GPS reference: 18°08'10.13″S 32°38'15.50″E
On Google Maps from an eye altitude of 1.7KM the enclosure circles and terracing are clearly visible around the Site Museum and stretching to the north.
The Ziwa Ruins (National Monument No. 53), was formerly named van Niekerk Ruins after Major Pompey van Niekerk, who in 1905 guided Dr. Randall-MacIver the first trained archaeologist to inspect them, are only a small portion of land 40 square kilometres in extent in the centre of the ruin area. Even within this area, only a tiny, though representative, portion has been opened up around the Site Museum.
The original farm was owned by Friedriek Bernhard, who developed an interest in the prehistory of this area and in 1946 ceded the farms 3,337 hectares, which include the Ziwa and Nyahokwe sites, to the National Museums and Monuments of Zimbabwe.
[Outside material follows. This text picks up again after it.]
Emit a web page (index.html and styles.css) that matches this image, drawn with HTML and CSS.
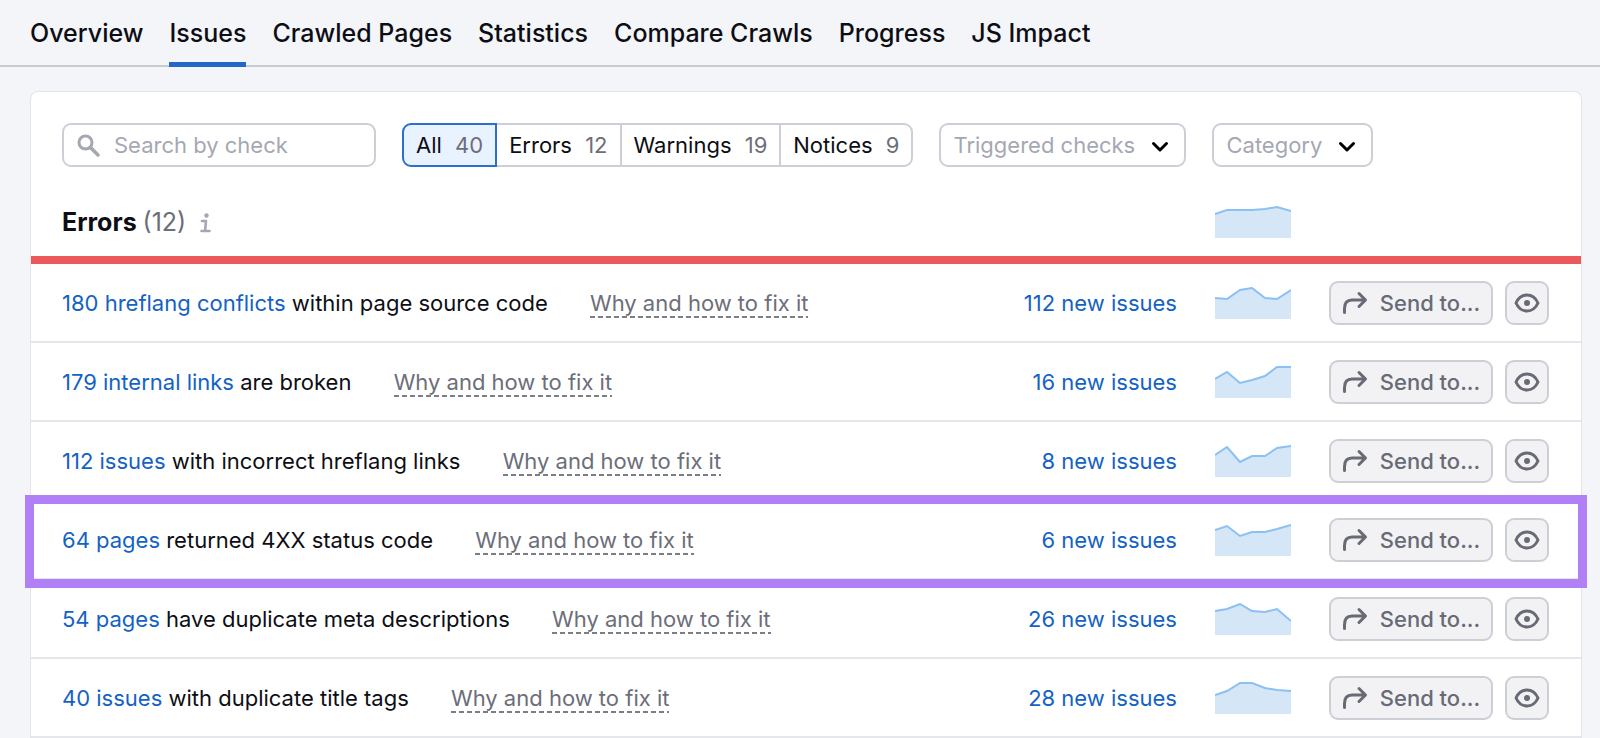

Dominated by the 1,744 metre high Ziwa Mountain the Site Museum provides exhibits of pottery, weapons, metal work and beads, and a comprehensive summary, of the many Nyanga cultural phases. The exhibits, all of local origin, range through the Stone Age, the Ziwa culture, the Upper and Lowlands Nyanga cultures themselves to late nineteenth century Shona. There are displays of the crude, chipped stone tools of the "Sangoan period" of the Early Stone Age, followed by the smaller; more varied, and finely made stone weapons and tools of the succeeding Middle and Late Stone Ages.
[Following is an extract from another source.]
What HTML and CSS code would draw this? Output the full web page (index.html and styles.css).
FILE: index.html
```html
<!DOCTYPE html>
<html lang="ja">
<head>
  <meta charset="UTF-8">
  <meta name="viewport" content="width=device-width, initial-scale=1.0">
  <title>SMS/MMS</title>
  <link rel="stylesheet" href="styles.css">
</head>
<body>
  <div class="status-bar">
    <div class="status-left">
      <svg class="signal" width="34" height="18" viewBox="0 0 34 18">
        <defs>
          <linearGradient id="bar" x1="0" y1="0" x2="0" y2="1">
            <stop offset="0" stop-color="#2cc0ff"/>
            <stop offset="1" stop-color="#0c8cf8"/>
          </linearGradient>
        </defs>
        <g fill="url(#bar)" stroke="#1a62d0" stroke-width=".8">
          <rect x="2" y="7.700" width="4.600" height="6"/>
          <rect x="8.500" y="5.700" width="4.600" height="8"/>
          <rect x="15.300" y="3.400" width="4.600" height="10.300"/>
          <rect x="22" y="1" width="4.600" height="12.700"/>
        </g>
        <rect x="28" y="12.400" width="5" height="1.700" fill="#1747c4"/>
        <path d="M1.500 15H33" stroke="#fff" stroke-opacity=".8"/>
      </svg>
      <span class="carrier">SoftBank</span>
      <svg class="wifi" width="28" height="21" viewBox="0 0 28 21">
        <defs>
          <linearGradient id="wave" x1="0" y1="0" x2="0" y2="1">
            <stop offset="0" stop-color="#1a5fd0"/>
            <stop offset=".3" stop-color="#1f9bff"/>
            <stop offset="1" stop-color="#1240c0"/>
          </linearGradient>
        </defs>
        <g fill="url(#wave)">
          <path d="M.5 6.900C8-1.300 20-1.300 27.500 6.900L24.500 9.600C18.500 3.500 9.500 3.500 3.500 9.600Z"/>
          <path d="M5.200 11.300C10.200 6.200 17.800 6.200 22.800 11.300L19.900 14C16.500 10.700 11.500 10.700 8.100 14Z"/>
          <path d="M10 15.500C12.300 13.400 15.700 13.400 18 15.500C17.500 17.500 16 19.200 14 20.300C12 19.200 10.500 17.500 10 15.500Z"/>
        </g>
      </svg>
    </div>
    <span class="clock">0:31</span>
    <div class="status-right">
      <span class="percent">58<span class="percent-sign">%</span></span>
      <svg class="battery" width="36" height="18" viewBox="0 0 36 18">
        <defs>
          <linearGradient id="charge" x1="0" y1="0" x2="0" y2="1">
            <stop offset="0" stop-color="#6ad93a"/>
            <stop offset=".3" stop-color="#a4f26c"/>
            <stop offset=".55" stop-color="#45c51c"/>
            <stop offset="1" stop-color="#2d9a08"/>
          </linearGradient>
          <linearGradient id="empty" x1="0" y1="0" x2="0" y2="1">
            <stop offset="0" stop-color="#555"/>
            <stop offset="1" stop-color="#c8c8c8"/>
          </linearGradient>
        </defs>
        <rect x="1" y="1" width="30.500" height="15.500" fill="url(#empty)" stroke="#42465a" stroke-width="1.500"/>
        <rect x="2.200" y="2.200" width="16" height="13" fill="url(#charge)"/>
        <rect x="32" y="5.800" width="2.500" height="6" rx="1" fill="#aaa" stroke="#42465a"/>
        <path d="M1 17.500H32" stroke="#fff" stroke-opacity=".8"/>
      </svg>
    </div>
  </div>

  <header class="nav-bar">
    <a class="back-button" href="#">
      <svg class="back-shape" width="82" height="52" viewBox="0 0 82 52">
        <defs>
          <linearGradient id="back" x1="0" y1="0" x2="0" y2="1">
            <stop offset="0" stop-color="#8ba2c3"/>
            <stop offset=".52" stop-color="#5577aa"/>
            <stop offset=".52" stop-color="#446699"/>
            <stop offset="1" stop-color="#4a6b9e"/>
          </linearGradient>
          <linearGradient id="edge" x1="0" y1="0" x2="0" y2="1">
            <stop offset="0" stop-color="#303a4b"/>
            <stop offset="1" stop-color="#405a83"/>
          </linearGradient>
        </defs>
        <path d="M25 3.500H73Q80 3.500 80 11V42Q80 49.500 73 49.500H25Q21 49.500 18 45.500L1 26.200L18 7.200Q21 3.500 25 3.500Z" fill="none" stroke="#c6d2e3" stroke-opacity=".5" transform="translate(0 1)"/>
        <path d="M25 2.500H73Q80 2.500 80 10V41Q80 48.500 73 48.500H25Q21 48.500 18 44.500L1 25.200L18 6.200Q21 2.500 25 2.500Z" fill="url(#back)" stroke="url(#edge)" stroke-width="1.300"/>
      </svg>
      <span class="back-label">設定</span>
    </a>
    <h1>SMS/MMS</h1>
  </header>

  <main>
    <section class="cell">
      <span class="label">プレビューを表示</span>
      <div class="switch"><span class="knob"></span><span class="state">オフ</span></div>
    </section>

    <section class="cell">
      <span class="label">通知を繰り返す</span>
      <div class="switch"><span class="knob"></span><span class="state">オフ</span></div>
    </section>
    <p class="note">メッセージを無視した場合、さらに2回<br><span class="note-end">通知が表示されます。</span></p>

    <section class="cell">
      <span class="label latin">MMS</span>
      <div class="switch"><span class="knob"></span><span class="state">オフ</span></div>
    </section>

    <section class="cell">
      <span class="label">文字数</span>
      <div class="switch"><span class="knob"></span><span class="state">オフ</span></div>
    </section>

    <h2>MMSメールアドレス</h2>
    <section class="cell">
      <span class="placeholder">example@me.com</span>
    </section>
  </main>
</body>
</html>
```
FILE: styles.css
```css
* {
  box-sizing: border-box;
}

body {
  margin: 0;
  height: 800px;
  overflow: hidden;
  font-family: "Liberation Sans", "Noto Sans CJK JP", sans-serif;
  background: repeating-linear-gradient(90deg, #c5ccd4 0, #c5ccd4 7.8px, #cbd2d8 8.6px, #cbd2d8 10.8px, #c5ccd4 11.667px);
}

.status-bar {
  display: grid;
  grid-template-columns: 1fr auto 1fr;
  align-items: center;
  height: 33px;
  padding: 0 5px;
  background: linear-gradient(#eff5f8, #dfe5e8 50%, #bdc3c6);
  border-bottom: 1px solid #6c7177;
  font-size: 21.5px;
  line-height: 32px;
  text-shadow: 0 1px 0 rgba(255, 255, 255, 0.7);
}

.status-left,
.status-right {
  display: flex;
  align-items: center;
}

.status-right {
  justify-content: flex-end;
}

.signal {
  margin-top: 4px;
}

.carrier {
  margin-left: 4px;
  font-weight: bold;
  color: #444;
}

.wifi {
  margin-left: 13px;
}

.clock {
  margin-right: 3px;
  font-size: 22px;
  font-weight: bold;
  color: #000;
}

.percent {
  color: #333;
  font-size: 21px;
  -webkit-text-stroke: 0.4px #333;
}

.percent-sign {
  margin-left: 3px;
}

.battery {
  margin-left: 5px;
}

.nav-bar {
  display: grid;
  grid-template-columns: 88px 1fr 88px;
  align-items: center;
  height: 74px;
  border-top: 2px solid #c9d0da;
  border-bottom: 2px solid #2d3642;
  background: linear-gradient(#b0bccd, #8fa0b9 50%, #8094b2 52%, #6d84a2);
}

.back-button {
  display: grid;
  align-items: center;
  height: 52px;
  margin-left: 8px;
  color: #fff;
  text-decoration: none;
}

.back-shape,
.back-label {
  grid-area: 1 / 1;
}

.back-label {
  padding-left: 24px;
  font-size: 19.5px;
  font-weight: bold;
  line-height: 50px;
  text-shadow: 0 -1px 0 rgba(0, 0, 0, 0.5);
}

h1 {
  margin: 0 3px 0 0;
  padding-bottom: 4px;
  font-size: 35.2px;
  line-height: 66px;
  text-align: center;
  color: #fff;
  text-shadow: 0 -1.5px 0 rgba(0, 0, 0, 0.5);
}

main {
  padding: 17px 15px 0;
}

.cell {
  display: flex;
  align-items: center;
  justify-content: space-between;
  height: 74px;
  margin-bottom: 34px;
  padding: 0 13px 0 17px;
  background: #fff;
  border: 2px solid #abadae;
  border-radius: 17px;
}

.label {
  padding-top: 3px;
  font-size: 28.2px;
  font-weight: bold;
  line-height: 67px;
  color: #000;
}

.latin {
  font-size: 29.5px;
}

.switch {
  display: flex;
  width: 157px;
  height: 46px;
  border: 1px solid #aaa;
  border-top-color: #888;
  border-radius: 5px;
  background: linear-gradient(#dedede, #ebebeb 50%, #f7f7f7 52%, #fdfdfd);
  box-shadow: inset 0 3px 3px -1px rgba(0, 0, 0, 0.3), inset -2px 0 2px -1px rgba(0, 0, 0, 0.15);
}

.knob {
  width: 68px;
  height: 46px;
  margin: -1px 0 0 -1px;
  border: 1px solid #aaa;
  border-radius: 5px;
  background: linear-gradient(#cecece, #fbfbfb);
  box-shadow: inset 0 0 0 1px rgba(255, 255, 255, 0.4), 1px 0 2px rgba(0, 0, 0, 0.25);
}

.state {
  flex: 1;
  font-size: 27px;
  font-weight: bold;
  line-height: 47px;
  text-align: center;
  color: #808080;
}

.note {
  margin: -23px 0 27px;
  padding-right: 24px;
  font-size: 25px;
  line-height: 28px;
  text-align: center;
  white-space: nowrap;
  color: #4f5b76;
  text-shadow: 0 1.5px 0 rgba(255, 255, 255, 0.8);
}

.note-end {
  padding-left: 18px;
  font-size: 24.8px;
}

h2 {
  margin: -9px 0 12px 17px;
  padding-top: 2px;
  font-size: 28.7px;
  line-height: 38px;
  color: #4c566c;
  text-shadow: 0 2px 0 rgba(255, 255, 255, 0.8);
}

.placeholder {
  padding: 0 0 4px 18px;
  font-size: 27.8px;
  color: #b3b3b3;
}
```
Late Stone Age San hunter-gatherers left painted rock art sites in the granite shelters in the area.
They were succeeded by early Iron-Age communities who probably crossed the Zambezi about 200 AD. They built the village complexes and kept livestock, probably sheep and goats, but not cattle. Their industries include iron-smelting in furnaces using charcoal and native iron-ore and also pottery, called Ziwa ware which have distinctive comb stamped rims and necks and is generally dated 200 AD to 800 AD.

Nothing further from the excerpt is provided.